None of this is to argue that there are not some aspects of Gorbachev’s proposal that have not been welcomed in Western Europe. His interim exclusion of British and French nuclear systems from negotiations on eliminating the superpowers’ intermediate-range missiles has been greeted, at least initially, with warmth. Here, at last, from the Soviet side may be the basis of workable proposals for getting around a problem that has bedeviled the intermediate-nuclear-force negotiations from the outset. In the allied view there is no need for haste to remove U.S. cruise and Pershing 2 missiles from Western Europe. Despite the discomfort of knowing that one’s city is targeted by Soviet SS-20 missiles, the presence of the U.S. Euromissiles continues to provide a welcome demonstration of nuclear coupling. But a hasty removal, given the record of arms-control negotiations over the past several years, does not seem likely.

Buried within the new Soviet intermediate-range proposals is an obligation for Great Britain and France to refrain from increasing the sizes of their nuclear forces. Given the substantial modernization programs that are under way in both countries, involving very significant increases in numbers of warheads, the Soviet formula is obviously not free of problems.

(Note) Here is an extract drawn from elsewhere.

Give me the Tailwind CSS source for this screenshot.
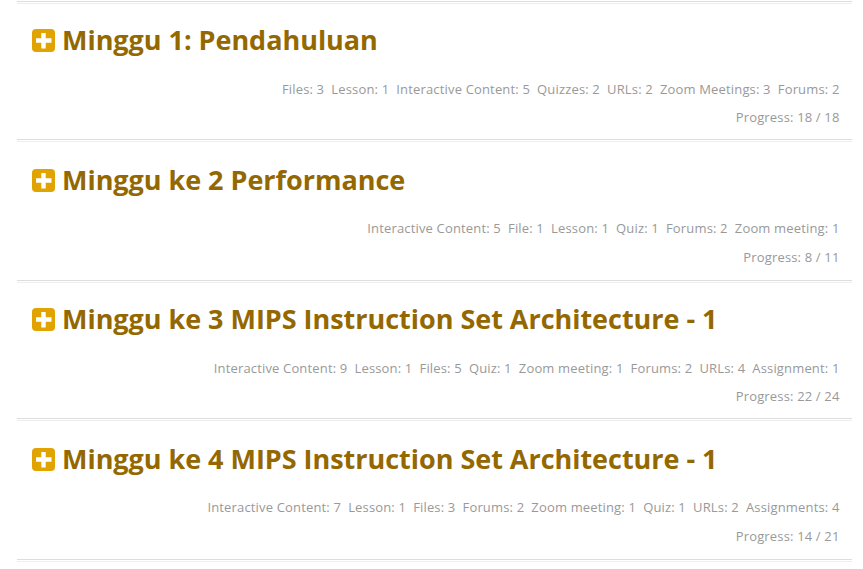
<!DOCTYPE html>
<html lang="id"><head><meta charset="utf-8"><title>Minggu</title>
<script src="https://cdn.jsdelivr.net/npm/@tailwindcss/browser@4"></script></head>
<body class="bg-white overflow-hidden">
<svg class="hidden"><symbol id="plus" viewBox="0 0 23 23"><rect width="23" height="23" rx="4" fill="#e1a300"/><path d="M11.5 4v15.5M4 11.5h15.5" stroke="#fff" stroke-width="4.4"/></symbol></svg>
<ul class="mt-px ml-[17px] w-[835px] font-['Open_Sans',sans-serif] text-[13px] tracking-[0.16px] text-[#999]">
<li class="h-[138px]"><div class="h-[3px] border-t border-b border-t-[#ddd] border-b-[#eee]"></div>
<div class="pt-[17px] pr-[12.5px] pl-[15px]">
<h3 class="flex h-[38px] items-center gap-[7px] text-[27px] font-bold tracking-[-0.03px] text-[#946800]"><svg class="mt-px size-[23px]"><use href="#plus"/></svg><span>Minggu 1: Pendahuluan</span></h3>
<p class="mt-[21px] flex h-5 items-center justify-end gap-[7.1px]"><span>Files: 3</span><span>Lesson: 1</span><span>Interactive Content: 5</span><span>Quizzes: 2</span><span>URLs: 2</span><span>Zoom Meetings: 3</span><span>Forums: 2</span></p>
<p class="mt-[7px] h-5 text-right leading-5">Progress: 18 / 18</p></div></li>
<li class="h-[141px]"><div class="h-[3px] border-t border-b border-t-[#ddd] border-b-[#eee]"></div>
<div class="pt-[19px] pr-[12.5px] pl-[15px]">
<h3 class="flex h-[38px] items-center gap-[7px] text-[27px] font-bold tracking-[-0.03px] text-[#946800]"><svg class="mt-px size-[23px]"><use href="#plus"/></svg><span>Minggu ke 2 Performance</span></h3>
<p class="mt-5 flex h-5 items-center justify-end gap-[7.1px]"><span>Interactive Content: 5</span><span>File: 1</span><span>Lesson: 1</span><span>Quiz: 1</span><span>Forums: 2</span><span>Zoom meeting: 1</span></p>
<p class="mt-2 h-5 text-right leading-5">Progress: 8 / 11</p></div></li>
<li class="h-[138px]"><div class="h-[3px] border-t border-b border-t-[#ddd] border-b-[#eee]"></div>
<div class="pt-[17px] pr-[12.5px] pl-[15px]">
<h3 class="flex h-[38px] items-center gap-[7px] text-[27px] font-bold tracking-[-0.03px] text-[#946800]"><svg class="mt-px size-[23px]"><use href="#plus"/></svg><span>Minggu ke 3 MIPS Instruction Set Architecture - 1</span></h3>
<p class="mt-[21px] flex h-5 items-center justify-end gap-[7.1px]"><span>Interactive Content: 9</span><span>Lesson: 1</span><span>Files: 5</span><span>Quiz: 1</span><span>Zoom meeting: 1</span><span>Forums: 2</span><span>URLs: 4</span><span>Assignment: 1</span></p>
<p class="mt-[7px] h-5 text-right leading-5">Progress: 22 / 24</p></div></li>
<li class="h-[141px]"><div class="h-[3px] border-t border-b border-t-[#ddd] border-b-[#eee]"></div>
<div class="pt-[19px] pr-[12.5px] pl-[15px]">
<h3 class="flex h-[38px] items-center gap-[7px] text-[27px] font-bold tracking-[-0.03px] text-[#946800]"><svg class="mt-px size-[23px]"><use href="#plus"/></svg><span>Minggu ke 4 MIPS Instruction Set Architecture - 1</span></h3>
<p class="mt-5 flex h-5 items-center justify-end gap-[7.1px]"><span>Interactive Content: 7</span><span>Lesson: 1</span><span>Files: 3</span><span>Forums: 2</span><span>Zoom meeting: 1</span><span>Quiz: 1</span><span>URLs: 2</span><span>Assignments: 4</span></p>
<p class="mt-2 h-5 text-right leading-5">Progress: 14 / 21</p></div></li>
<li class="h-[3px] border-t border-b border-t-[#ddd] border-b-[#eee]"></li>
</ul></body></html>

At least the allies can take consolation in the thought that these may be problems that will not demand government action for a while, although their potential for creating domestic disputation, particularly in Britain, must be recognized. The Soviets have not been entirely clear as to whether an interim accord on intermediate-nuclear-force reductions might be reached in the absence of an American agreement to drop “Star Wars,” but this seems to be the implication. At least some action to limit intermediate-nuclear-force systems looks possible.

But, as their name implies, such intermediate-nuclear-force systems are only a subordinate part of the nuclear relationship. The essential elements are the strategic systems of both sides. For the West, particularly the European allies, this issue is all the more serious because it is bound up with the conventional-force balance. Hence, the exploration of strategic-arms-control agreements has to proceed hand in hand with the development of a more equitable conventional balance by a combination of arms-control and confidence-building agreements with pursuit of serious force-modernization programs. Because these are all extremely difficult objectives, allied governments are all the more sensitive to what they regard as romantic American notions, emanating essentially from non-official sources, that time is ripe for talking about the elimination of nuclear weapons in the coming generation.

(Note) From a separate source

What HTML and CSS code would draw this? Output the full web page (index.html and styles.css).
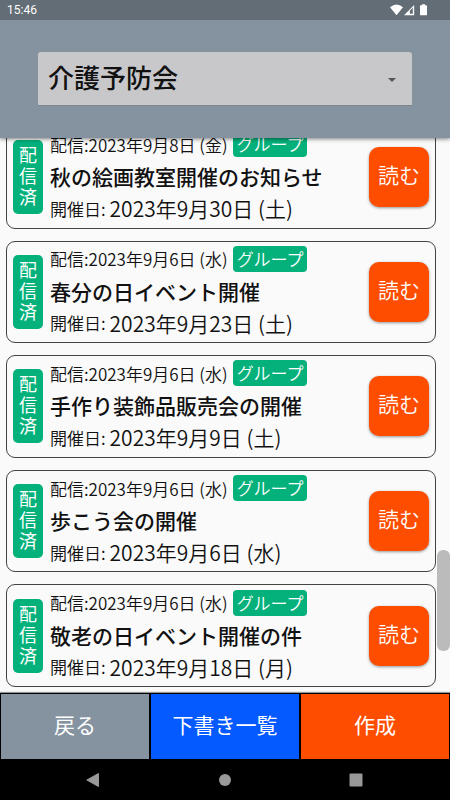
FILE: index.html
```html
<!DOCTYPE html>
<html lang="ja">
<head>
<meta charset="utf-8">
<meta name="viewport" content="width=device-width, initial-scale=1">
<title>介護予防会</title>
<link rel="stylesheet" href="styles.css">
</head>
<body>
<div class="screen">
  <div class="status">
    <span class="clock">15:46</span>
    <svg class="status-icons" width="40" height="12" viewBox="0 0 40 12" aria-hidden="true">
      <path d="M0 3.200Q6.500-2 13 3.200L6.500 11.200Z" fill="#fff"/>
      <path d="M14 11.200L24.200 1V11.200Z" fill="#fff"/>
      <path d="M19.800 9.800V6.700L22.800 3.700V9.800Z" fill="#636d76"/>
      <path d="M32 .3h3v1h1.200q.8 0 .8.8v8.300q0 .9-.8.9h-5.400q-.8 0-.8-.9V2.100q0-.8.8-.8H32Z" fill="#fff"/>
    </svg>
  </div>
  <header class="header">
    <div class="picker">
      <select class="picker-select" aria-label="グループ選択"><option>介護予防会</option></select>
      <svg class="picker-arrow" width="8" height="4" viewBox="0 0 8 4" aria-hidden="true"><path d="M0 0h8L4 4Z" fill="#555558"/></svg>
    </div>
  </header>
  <main class="content">
    <div class="list">
      <article class="card">
        <div class="sent">配信済</div>
        <div class="info">
          <div class="row">配信:2023年9月8日 (金)<span class="tag">グループ</span></div>
          <h2 class="title">秋の絵画教室開催のお知らせ</h2>
          <div class="row">開催日:<span class="date">2023年9月30日 (土)</span></div>
        </div>
        <button class="read" type="button">読む</button>
      </article>
      <article class="card">
        <div class="sent">配信済</div>
        <div class="info">
          <div class="row">配信:2023年9月6日 (水)<span class="tag">グループ</span></div>
          <h2 class="title">春分の日イベント開催</h2>
          <div class="row">開催日:<span class="date">2023年9月23日 (土)</span></div>
        </div>
        <button class="read" type="button">読む</button>
      </article>
      <article class="card">
        <div class="sent">配信済</div>
        <div class="info">
          <div class="row">配信:2023年9月6日 (水)<span class="tag">グループ</span></div>
          <h2 class="title">手作り装飾品販売会の開催</h2>
          <div class="row">開催日:<span class="date">2023年9月9日 (土)</span></div>
        </div>
        <button class="read" type="button">読む</button>
      </article>
      <article class="card">
        <div class="sent">配信済</div>
        <div class="info">
          <div class="row">配信:2023年9月6日 (水)<span class="tag">グループ</span></div>
          <h2 class="title">歩こう会の開催</h2>
          <div class="row">開催日:<span class="date">2023年9月6日 (水)</span></div>
        </div>
        <button class="read" type="button">読む</button>
      </article>
      <article class="card">
        <div class="sent">配信済</div>
        <div class="info">
          <div class="row">配信:2023年9月6日 (水)<span class="tag">グループ</span></div>
          <h2 class="title">敬老の日イベント開催の件</h2>
          <div class="row">開催日:<span class="date">2023年9月18日 (月)</span></div>
        </div>
        <button class="read" type="button">読む</button>
      </article>
    </div>
    <div class="thumb"></div>
  </main>
  <footer class="actions">
    <button class="action back" type="button">戻る</button>
    <button class="action drafts" type="button">下書き一覧</button>
    <button class="action create" type="button">作成</button>
  </footer>
  <nav class="system">
    <svg width="14" height="14" viewBox="0 0 14 14" aria-hidden="true"><path d="M12.500.5v13L.8 7Z" fill="#999" stroke="#999" stroke-linejoin="round"/></svg>
    <svg width="14" height="14" viewBox="0 0 14 14" aria-hidden="true"><circle cx="7" cy="7" r="6" fill="#999"/></svg>
    <svg width="14" height="14" viewBox="0 0 14 14" aria-hidden="true"><rect x=".5" y=".5" width="13" height="13" rx="1" fill="#999"/></svg>
  </nav>
</div>
</body>
</html>
```
FILE: styles.css
```css
* { box-sizing: border-box; }

body {
  margin: 0;
  background: #fafafa;
  color: #111;
  font-family: "Noto Sans CJK JP", sans-serif;
}

button, select { font: inherit; border: 0; margin: 0; }

.screen {
  display: flex;
  flex-direction: column;
  height: 100vh;
}

.status {
  display: flex;
  align-items: center;
  justify-content: space-between;
  height: 20px;
  padding: 0 20px 0 7px;
  background: #636d76;
  color: #fff;
  position: relative;
  z-index: 3;
}

.clock { font: 12px/20px Roboto, sans-serif; }

.header {
  position: relative;
  z-index: 2;
  padding: 32px 38px;
  background: #8593a0;
  box-shadow: 0 1px 4px rgba(0, 0, 0, .5);
}

.picker {
  display: flex;
  position: relative;
}

.picker-select {
  flex: 1;
  appearance: none;
  height: 54px;
  padding: 0 40px 4px 10px;
  border-bottom: 1px solid #7c868f;
  border-radius: 3px 3px 0 0;
  background: #c8c8cb;
  color: #111;
  font-size: 26px;
  font-weight: 500;
}

.picker-arrow {
  position: absolute;
  right: 16px;
  top: 26px;
}

.content {
  position: relative;
  flex: 1;
  min-height: 0;
}

.list {
  display: grid;
  grid-template-rows: repeat(5, 1fr);
  gap: 12px;
  height: calc(100% + 12px);
  margin-top: -12px;
  padding: 0 14px 6px 6px;
}

.card {
  display: flex;
  align-items: center;
  padding: 0 6px;
  border: 1px solid #444;
  border-radius: 9px;
}

.sent {
  width: 30px;
  padding: 4px 6px 7px;
  border-radius: 5px;
  background: #04b17b;
  color: #fff;
  font-size: 18px;
  line-height: 21px;
}

.info {
  flex: 1;
  padding: 0 0 2px 7px;
  white-space: nowrap;
}

.row {
  display: flex;
  align-items: center;
  gap: 4px;
  height: 32px;
  font-size: 17px;
  font-weight: 350;
}

.tag {
  margin-left: 1px;
  padding: 0 3px 0 4px;
  border-radius: 4px;
  background: #04b17b;
  color: #fff;
  font-size: 17px;
  line-height: 26px;
}

.title {
  margin: 0;
  font-size: 21px;
  font-weight: 500;
  line-height: 32px;
}

.date { font-size: 21px; }

.read {
  width: 60px;
  height: 60px;
  padding: 0 0 6px;
  border-radius: 10px;
  background: #ff4d00;
  box-shadow: 0 1px 3px rgba(0, 0, 0, .4);
  color: #fff;
  font-size: 21px;
  font-weight: 350;
}

.thumb {
  position: absolute;
  right: 0;
  bottom: 42px;
  width: 13px;
  height: 101px;
  border-radius: 6px;
  background: #bbb;
}

.actions {
  position: relative;
  display: grid;
  grid-template-columns: repeat(3, 1fr);
  gap: 2px;
  padding: 1px;
  background: #000;
  box-shadow: 0 -1px 1px rgba(0, 0, 0, .4);
}

.action {
  height: 65px;
  padding: 0 0 5px;
  color: #fff;
  font-size: 21px;
}

.back { background: #8593a0; }
.drafts { background: #0459ff; }
.create { background: #ff4d00; }

.system {
  position: relative;
  display: flex;
  justify-content: space-between;
  align-items: center;
  height: 40px;
  padding: 0 87px 0 86px;
  background: #000;
}
```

Of course it will not happen any more than any other major invention has been eliminated while it still had potency. But all the talk of eliminating nuclear weapons complicates the task of maintaining credibility in the only deterrent that we have here and now.

Hence, for the good of the alliance and the security that it offers both Europe and the United States, it would seem wise to remain detached and skeptical about Gorbachev’s more grandiose proposals. Rather, attention should focus clearly on negotiating a new interim arms-control agreement, recognizing the political and military dangers in believing that the more ambitious Soviet designs for nuclear disarmament should also be Western goals in the time frame of the next 15 years.